*The request*.
Retype the data that follows line by line, exactly, and leave its pictures out.

*Dataset section*.

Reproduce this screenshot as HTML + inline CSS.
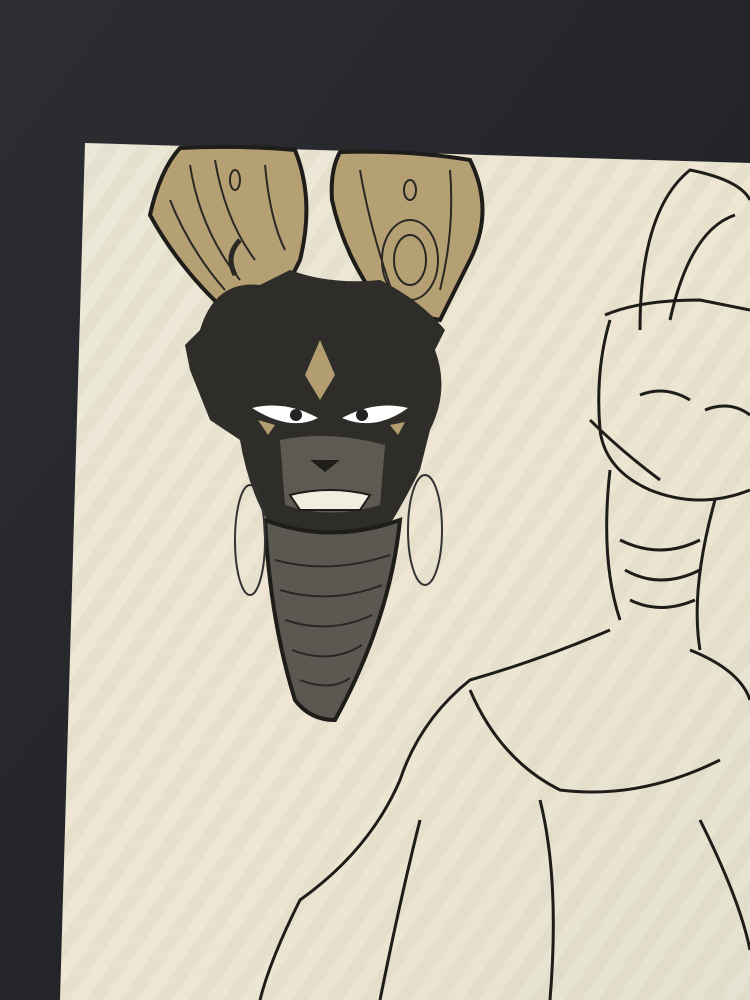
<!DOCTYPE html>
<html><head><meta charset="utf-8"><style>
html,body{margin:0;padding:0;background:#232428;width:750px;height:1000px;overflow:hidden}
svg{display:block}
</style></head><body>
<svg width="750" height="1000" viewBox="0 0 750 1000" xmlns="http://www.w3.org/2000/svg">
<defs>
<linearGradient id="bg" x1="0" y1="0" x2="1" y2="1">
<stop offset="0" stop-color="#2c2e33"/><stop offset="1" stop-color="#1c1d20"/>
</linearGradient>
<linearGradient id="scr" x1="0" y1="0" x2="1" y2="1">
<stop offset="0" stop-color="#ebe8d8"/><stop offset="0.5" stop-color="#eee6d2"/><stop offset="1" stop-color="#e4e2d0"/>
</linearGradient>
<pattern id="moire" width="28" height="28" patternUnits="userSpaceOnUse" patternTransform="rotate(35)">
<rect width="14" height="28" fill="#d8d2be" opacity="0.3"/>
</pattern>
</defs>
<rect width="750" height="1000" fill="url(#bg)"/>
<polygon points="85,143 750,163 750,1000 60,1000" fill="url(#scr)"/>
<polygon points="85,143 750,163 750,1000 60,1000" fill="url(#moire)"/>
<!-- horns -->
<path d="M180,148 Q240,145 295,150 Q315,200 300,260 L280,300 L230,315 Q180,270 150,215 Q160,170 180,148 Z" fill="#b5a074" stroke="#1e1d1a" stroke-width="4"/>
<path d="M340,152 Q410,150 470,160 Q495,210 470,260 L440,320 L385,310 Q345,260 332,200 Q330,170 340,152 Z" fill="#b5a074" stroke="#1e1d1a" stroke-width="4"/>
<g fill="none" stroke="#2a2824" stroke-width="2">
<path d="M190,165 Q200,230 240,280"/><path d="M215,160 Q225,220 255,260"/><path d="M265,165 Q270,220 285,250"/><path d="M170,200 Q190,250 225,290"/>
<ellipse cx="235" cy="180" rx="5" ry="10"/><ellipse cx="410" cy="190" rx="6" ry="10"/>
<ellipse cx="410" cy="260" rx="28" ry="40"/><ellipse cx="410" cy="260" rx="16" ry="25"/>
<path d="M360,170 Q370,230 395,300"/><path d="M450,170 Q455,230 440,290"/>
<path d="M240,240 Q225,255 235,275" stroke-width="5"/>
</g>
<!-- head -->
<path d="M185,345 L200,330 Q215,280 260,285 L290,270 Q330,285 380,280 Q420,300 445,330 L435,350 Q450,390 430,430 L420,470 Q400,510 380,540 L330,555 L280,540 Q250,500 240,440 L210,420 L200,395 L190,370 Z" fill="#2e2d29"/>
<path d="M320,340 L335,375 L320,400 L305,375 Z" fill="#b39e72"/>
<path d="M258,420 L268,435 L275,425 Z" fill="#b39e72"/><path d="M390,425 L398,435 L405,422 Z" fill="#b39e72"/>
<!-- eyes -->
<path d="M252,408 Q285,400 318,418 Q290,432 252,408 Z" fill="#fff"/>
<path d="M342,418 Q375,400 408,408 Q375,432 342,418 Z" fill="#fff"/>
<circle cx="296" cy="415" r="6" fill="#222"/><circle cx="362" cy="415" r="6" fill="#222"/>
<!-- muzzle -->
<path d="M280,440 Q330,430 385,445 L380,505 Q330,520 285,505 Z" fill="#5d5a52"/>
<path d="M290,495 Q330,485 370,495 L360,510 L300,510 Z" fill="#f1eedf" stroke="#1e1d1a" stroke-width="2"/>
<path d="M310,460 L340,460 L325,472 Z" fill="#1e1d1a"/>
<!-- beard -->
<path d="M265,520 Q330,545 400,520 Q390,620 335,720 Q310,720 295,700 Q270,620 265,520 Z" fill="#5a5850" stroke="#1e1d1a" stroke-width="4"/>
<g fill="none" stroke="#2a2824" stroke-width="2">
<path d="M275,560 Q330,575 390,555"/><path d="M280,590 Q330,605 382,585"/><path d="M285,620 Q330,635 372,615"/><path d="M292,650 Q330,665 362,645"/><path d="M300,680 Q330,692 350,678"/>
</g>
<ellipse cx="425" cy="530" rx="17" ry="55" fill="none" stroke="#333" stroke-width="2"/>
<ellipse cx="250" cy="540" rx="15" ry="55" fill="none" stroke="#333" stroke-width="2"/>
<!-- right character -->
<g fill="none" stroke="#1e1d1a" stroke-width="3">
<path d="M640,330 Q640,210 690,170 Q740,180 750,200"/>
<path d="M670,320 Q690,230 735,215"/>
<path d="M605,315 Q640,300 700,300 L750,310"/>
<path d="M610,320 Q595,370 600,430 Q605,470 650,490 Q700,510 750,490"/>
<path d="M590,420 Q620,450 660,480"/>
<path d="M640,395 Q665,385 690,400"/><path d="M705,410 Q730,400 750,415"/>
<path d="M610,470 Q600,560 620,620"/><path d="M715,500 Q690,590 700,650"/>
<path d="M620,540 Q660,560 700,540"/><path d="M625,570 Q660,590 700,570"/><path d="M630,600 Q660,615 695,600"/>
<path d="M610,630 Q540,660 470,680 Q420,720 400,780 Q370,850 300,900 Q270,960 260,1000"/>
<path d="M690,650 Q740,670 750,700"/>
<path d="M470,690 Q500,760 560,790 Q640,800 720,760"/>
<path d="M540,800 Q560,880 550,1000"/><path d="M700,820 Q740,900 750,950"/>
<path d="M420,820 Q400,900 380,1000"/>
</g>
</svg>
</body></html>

*Worked solution*.
Reproduce this screenshot as HTML + inline CSS.
<!DOCTYPE html>
<html><head><meta charset="utf-8"><style>
html,body{margin:0;padding:0;background:#232428;width:750px;height:1000px;overflow:hidden}
svg{display:block}
</style></head><body>
<svg width="750" height="1000" viewBox="0 0 750 1000" xmlns="http://www.w3.org/2000/svg">
<defs>
<linearGradient id="bg" x1="0" y1="0" x2="1" y2="1">
<stop offset="0" stop-color="#2c2e33"/><stop offset="1" stop-color="#1c1d20"/>
</linearGradient>
<linearGradient id="scr" x1="0" y1="0" x2="1" y2="1">
<stop offset="0" stop-color="#ebe8d8"/><stop offset="0.5" stop-color="#eee6d2"/><stop offset="1" stop-color="#e4e2d0"/>
</linearGradient>
<pattern id="moire" width="28" height="28" patternUnits="userSpaceOnUse" patternTransform="rotate(35)">
<rect width="14" height="28" fill="#d8d2be" opacity="0.3"/>
</pattern>
</defs>
<rect width="750" height="1000" fill="url(#bg)"/>
<polygon points="85,143 750,163 750,1000 60,1000" fill="url(#scr)"/>
<polygon points="85,143 750,163 750,1000 60,1000" fill="url(#moire)"/>
<!-- horns -->
<path d="M180,148 Q240,145 295,150 Q315,200 300,260 L280,300 L230,315 Q180,270 150,215 Q160,170 180,148 Z" fill="#b5a074" stroke="#1e1d1a" stroke-width="4"/>
<path d="M340,152 Q410,150 470,160 Q495,210 470,260 L440,320 L385,310 Q345,260 332,200 Q330,170 340,152 Z" fill="#b5a074" stroke="#1e1d1a" stroke-width="4"/>
<g fill="none" stroke="#2a2824" stroke-width="2">
<path d="M190,165 Q200,230 240,280"/><path d="M215,160 Q225,220 255,260"/><path d="M265,165 Q270,220 285,250"/><path d="M170,200 Q190,250 225,290"/>
<ellipse cx="235" cy="180" rx="5" ry="10"/><ellipse cx="410" cy="190" rx="6" ry="10"/>
<ellipse cx="410" cy="260" rx="28" ry="40"/><ellipse cx="410" cy="260" rx="16" ry="25"/>
<path d="M360,170 Q370,230 395,300"/><path d="M450,170 Q455,230 440,290"/>
<path d="M240,240 Q225,255 235,275" stroke-width="5"/>
</g>
<!-- head -->
<path d="M185,345 L200,330 Q215,280 260,285 L290,270 Q330,285 380,280 Q420,300 445,330 L435,350 Q450,390 430,430 L420,470 Q400,510 380,540 L330,555 L280,540 Q250,500 240,440 L210,420 L200,395 L190,370 Z" fill="#2e2d29"/>
<path d="M320,340 L335,375 L320,400 L305,375 Z" fill="#b39e72"/>
<path d="M258,420 L268,435 L275,425 Z" fill="#b39e72"/><path d="M390,425 L398,435 L405,422 Z" fill="#b39e72"/>
<!-- eyes -->
<path d="M252,408 Q285,400 318,418 Q290,432 252,408 Z" fill="#fff"/>
<path d="M342,418 Q375,400 408,408 Q375,432 342,418 Z" fill="#fff"/>
<circle cx="296" cy="415" r="6" fill="#222"/><circle cx="362" cy="415" r="6" fill="#222"/>
<!-- muzzle -->
<path d="M280,440 Q330,430 385,445 L380,505 Q330,520 285,505 Z" fill="#5d5a52"/>
<path d="M290,495 Q330,485 370,495 L360,510 L300,510 Z" fill="#f1eedf" stroke="#1e1d1a" stroke-width="2"/>
<path d="M310,460 L340,460 L325,472 Z" fill="#1e1d1a"/>
<!-- beard -->
<path d="M265,520 Q330,545 400,520 Q390,620 335,720 Q310,720 295,700 Q270,620 265,520 Z" fill="#5a5850" stroke="#1e1d1a" stroke-width="4"/>
<g fill="none" stroke="#2a2824" stroke-width="2">
<path d="M275,560 Q330,575 390,555"/><path d="M280,590 Q330,605 382,585"/><path d="M285,620 Q330,635 372,615"/><path d="M292,650 Q330,665 362,645"/><path d="M300,680 Q330,692 350,678"/>
</g>
<ellipse cx="425" cy="530" rx="17" ry="55" fill="none" stroke="#333" stroke-width="2"/>
<ellipse cx="250" cy="540" rx="15" ry="55" fill="none" stroke="#333" stroke-width="2"/>
<!-- right character -->
<g fill="none" stroke="#1e1d1a" stroke-width="3">
<path d="M640,330 Q640,210 690,170 Q740,180 750,200"/>
<path d="M670,320 Q690,230 735,215"/>
<path d="M605,315 Q640,300 700,300 L750,310"/>
<path d="M610,320 Q595,370 600,430 Q605,470 650,490 Q700,510 750,490"/>
<path d="M590,420 Q620,450 660,480"/>
<path d="M640,395 Q665,385 690,400"/><path d="M705,410 Q730,400 750,415"/>
<path d="M610,470 Q600,560 620,620"/><path d="M715,500 Q690,590 700,650"/>
<path d="M620,540 Q660,560 700,540"/><path d="M625,570 Q660,590 700,570"/><path d="M630,600 Q660,615 695,600"/>
<path d="M610,630 Q540,660 470,680 Q420,720 400,780 Q370,850 300,900 Q270,960 260,1000"/>
<path d="M690,650 Q740,670 750,700"/>
<path d="M470,690 Q500,760 560,790 Q640,800 720,760"/>
<path d="M540,800 Q560,880 550,1000"/><path d="M700,820 Q740,900 750,950"/>
<path d="M420,820 Q400,900 380,1000"/>
</g>
</svg>
</body></html>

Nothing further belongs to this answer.